Records supplied
=-=-=-=-=
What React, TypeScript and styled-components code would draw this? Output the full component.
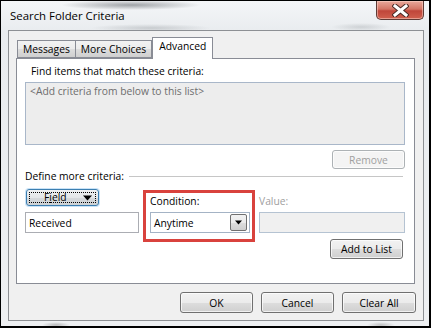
=-=-=-=-=
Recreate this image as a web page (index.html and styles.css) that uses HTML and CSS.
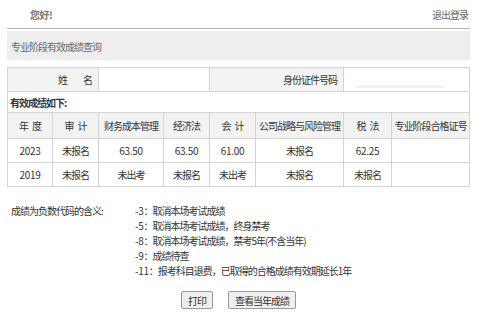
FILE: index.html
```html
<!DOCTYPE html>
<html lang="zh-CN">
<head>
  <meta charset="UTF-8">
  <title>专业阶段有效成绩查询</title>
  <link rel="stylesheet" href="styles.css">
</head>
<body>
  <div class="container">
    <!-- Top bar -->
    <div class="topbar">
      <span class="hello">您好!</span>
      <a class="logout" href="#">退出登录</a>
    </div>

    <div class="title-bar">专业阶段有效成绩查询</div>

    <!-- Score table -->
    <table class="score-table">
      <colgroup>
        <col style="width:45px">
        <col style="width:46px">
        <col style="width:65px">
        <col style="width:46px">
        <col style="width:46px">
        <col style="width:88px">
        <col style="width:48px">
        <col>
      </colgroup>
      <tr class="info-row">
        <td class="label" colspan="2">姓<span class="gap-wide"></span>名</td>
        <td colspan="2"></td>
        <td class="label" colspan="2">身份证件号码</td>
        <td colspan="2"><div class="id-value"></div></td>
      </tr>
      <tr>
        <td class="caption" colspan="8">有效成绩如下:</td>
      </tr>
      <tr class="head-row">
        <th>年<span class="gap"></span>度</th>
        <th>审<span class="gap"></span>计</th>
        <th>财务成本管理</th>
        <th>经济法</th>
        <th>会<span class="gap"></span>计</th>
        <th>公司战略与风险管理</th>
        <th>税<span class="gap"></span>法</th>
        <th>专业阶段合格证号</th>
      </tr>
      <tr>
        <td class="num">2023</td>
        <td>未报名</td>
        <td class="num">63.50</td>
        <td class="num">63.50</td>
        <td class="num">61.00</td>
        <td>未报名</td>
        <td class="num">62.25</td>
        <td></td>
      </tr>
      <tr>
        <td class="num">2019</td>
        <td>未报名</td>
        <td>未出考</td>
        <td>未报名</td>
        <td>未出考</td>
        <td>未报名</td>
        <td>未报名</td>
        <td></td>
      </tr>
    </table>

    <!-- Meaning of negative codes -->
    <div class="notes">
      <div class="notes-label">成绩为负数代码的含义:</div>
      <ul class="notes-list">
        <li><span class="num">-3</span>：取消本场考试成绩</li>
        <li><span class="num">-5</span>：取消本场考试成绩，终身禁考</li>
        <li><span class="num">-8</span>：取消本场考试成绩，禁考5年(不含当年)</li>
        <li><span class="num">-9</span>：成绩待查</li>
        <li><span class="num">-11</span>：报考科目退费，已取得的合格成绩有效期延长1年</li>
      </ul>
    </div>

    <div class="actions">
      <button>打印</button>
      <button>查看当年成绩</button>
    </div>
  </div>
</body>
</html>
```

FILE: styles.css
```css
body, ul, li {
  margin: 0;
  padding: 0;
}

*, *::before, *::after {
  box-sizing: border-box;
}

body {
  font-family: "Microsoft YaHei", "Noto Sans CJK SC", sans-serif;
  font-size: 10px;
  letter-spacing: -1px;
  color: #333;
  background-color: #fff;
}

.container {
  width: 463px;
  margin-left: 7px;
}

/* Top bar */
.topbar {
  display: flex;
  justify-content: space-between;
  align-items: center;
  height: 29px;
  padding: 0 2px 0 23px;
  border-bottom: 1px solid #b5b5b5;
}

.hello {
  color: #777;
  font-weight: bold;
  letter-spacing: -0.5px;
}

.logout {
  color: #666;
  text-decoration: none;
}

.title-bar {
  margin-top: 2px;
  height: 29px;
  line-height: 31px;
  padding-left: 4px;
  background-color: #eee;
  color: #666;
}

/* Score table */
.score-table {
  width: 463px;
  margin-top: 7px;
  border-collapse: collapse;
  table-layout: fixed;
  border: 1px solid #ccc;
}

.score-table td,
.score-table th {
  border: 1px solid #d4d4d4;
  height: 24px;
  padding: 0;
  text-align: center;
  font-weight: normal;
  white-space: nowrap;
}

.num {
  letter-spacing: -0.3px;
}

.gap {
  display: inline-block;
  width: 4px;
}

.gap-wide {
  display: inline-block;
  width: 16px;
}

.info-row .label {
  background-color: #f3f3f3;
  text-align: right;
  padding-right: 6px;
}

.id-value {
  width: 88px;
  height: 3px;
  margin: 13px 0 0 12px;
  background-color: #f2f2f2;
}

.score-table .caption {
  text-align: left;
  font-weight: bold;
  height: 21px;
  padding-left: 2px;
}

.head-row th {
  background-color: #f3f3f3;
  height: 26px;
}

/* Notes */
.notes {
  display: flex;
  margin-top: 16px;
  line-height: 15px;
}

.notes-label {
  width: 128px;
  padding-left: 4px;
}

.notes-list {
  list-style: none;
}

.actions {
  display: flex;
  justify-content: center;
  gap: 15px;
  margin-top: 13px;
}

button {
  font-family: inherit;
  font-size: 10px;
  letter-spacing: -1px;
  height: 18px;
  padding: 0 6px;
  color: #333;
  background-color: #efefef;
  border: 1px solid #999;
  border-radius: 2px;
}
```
=-=-=-=-=
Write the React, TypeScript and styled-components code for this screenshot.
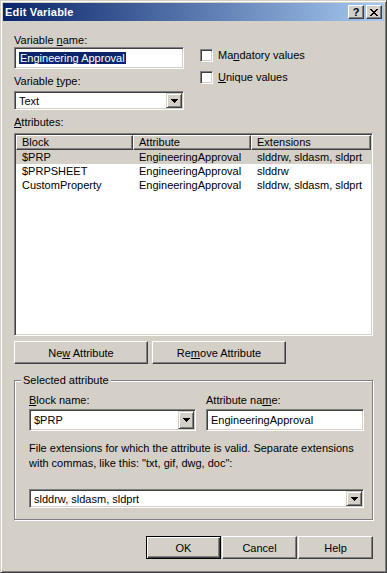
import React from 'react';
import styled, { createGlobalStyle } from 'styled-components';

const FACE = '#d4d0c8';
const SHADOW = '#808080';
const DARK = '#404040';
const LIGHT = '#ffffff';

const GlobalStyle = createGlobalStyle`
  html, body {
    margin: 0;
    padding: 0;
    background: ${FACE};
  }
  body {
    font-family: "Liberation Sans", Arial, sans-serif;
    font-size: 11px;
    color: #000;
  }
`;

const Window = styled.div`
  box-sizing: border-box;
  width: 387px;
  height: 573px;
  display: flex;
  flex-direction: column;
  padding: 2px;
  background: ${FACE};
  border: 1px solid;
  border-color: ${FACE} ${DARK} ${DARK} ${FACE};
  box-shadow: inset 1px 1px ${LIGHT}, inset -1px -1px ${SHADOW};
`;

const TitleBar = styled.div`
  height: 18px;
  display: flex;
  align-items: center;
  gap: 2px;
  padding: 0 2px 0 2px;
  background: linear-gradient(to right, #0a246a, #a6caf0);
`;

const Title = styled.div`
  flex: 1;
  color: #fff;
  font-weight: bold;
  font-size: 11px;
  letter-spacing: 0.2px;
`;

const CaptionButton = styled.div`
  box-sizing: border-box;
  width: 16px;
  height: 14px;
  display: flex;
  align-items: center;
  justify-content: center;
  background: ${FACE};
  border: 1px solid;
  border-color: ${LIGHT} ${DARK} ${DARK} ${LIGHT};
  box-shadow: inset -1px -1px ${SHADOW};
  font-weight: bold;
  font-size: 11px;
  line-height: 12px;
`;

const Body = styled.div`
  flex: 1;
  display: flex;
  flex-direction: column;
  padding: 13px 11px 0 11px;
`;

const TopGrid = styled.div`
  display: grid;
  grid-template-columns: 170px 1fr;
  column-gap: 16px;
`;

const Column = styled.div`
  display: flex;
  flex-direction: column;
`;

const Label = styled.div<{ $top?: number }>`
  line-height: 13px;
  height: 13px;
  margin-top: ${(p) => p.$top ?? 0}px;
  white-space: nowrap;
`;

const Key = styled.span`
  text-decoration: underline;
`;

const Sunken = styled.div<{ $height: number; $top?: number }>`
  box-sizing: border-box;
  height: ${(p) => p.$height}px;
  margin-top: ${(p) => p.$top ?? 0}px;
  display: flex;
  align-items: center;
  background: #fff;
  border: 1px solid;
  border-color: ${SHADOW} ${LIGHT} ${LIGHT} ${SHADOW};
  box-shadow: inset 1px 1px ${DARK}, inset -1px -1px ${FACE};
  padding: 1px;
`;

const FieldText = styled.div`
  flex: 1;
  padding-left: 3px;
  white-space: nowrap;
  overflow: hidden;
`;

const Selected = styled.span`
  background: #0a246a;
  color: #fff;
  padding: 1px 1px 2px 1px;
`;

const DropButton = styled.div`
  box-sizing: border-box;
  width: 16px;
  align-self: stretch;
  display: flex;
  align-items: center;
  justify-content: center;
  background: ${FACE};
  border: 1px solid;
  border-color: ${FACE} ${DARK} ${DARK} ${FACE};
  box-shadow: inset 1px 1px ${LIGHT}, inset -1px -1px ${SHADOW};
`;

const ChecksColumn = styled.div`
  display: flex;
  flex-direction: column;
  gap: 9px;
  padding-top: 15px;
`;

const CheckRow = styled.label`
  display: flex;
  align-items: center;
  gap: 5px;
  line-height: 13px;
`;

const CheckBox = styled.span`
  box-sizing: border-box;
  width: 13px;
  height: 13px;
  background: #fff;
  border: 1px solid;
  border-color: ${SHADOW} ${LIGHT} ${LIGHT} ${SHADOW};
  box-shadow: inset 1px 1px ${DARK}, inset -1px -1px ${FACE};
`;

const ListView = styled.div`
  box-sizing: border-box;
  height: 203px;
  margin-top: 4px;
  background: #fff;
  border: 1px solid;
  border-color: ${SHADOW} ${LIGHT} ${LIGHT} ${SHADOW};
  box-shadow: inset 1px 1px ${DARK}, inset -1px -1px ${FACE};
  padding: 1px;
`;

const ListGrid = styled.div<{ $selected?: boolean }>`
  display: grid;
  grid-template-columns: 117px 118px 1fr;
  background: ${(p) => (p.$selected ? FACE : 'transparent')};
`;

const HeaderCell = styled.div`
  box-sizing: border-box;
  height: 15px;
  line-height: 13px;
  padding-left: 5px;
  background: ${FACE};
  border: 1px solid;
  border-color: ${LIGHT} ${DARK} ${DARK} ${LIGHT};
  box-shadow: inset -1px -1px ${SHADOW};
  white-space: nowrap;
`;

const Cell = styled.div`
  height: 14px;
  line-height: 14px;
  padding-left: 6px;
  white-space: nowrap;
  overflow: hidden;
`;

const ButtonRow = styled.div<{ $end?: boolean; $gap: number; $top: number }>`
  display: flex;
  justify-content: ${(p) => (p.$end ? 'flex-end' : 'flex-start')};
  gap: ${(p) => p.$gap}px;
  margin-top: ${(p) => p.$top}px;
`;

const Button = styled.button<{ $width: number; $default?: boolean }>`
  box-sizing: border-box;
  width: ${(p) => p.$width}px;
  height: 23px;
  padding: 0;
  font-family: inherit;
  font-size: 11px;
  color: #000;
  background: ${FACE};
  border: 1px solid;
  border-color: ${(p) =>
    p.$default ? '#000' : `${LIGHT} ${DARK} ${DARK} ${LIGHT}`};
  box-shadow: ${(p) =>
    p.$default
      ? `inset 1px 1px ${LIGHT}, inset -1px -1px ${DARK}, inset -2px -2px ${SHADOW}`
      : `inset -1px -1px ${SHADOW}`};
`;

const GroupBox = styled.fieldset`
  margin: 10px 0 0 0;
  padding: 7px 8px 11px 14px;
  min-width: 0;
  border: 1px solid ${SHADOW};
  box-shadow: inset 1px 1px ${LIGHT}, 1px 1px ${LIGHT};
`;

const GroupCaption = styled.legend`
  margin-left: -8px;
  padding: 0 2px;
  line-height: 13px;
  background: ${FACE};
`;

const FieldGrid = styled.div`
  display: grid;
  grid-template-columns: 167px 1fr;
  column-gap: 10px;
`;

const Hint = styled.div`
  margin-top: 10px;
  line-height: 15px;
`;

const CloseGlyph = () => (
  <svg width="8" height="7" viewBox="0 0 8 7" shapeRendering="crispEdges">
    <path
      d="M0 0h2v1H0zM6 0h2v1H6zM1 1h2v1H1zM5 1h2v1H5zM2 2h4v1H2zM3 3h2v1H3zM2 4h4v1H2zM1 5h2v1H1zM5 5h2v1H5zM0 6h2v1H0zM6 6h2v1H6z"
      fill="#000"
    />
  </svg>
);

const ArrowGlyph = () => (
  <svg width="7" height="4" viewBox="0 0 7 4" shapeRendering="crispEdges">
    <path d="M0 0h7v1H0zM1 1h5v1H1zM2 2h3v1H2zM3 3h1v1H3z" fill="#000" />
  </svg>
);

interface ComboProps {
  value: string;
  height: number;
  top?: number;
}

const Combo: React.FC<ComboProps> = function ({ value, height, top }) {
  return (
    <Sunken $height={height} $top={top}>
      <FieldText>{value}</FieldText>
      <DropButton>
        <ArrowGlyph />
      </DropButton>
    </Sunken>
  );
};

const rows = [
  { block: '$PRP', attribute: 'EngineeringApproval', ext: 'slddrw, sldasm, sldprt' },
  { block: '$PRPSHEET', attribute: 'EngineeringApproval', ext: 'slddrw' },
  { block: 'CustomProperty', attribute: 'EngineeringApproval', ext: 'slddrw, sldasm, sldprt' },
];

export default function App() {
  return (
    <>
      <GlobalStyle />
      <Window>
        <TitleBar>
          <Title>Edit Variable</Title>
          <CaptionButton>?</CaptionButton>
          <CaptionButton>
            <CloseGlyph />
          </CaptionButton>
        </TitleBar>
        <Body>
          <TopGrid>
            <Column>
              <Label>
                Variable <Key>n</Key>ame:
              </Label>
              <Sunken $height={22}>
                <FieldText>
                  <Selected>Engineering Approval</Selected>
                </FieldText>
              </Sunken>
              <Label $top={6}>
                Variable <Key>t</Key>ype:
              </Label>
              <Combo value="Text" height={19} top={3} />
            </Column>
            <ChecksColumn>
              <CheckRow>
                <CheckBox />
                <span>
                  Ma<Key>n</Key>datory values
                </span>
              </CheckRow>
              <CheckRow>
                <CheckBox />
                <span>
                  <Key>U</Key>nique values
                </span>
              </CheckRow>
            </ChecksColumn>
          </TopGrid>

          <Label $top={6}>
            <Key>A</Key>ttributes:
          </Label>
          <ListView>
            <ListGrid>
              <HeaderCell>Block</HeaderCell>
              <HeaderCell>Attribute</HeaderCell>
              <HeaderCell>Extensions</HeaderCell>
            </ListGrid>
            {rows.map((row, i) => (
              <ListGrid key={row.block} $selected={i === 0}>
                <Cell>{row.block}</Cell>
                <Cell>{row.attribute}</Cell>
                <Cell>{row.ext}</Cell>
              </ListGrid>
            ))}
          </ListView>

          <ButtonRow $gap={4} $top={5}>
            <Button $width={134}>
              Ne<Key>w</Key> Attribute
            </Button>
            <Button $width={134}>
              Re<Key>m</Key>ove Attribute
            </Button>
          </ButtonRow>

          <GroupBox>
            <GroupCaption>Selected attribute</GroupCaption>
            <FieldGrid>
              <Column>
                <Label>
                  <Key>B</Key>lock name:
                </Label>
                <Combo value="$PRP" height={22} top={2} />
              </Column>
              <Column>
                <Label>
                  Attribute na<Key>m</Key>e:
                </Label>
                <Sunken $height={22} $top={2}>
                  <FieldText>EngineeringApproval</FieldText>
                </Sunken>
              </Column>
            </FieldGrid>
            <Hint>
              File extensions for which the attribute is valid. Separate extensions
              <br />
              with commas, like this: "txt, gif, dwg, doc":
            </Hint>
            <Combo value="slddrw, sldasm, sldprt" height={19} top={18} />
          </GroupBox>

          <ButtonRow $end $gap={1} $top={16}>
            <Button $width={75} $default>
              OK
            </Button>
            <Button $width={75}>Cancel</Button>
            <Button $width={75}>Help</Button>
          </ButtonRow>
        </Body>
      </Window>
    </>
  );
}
=-=-=-=-=
Instructions for the task
Copy out every line of the listing that includes the string "index".

Answer to this problem
Recreate this image as a web page (index.html and styles.css) that uses HTML and CSS.
FILE: index.html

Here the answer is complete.